In particular Figure 2-14 for "data translation disabled" may be instructive. Suppose the cpu does not implement all of the physical address lines (true for all extant pa-risc cpus; qemu implements 40 bits to match pa-8500 iirc). Suppose when reporting a trap with translation disabled, it is a truncated physical address that is used as input to Figure 2-14.
If that is so, then the fix might be in hppa_set_ior_and_isr. Perhaps - env->cr[CR_ISR] &= 0x3fffffff; + env->cr[CR_ISR] &= 0x301fffff;Though my argument would suggest the mask should be 0xff for the 40-bit physical address, which is not what you see at all, so perhaps the thing is moot. I am at a loss to explain why or how HP-UX gets a 7-bit hole in the ISR result.

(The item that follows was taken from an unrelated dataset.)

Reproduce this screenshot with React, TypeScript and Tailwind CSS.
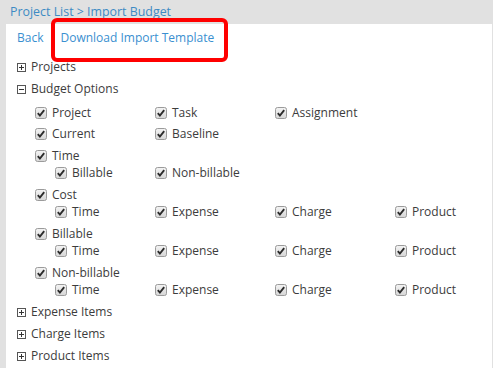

On the other hand, there are some not-well-documented shenanigans (aka implementation defined behaviour) between Figure H-8 and Figure H-11, where the 62-bit absolute address is expanded to a 64-bit logical physical address and then compacted to a 40-bit implementation physical address.
We've already got hacks in place for this in hppa_abs_to_phys_pa2_w1, which just truncates everything down to 40 bits. But that's probably not what the processor is really doing.
Anyhow, will you please try the hppa_set_ior_and_isr change and see if that fixes your HP-UX problems?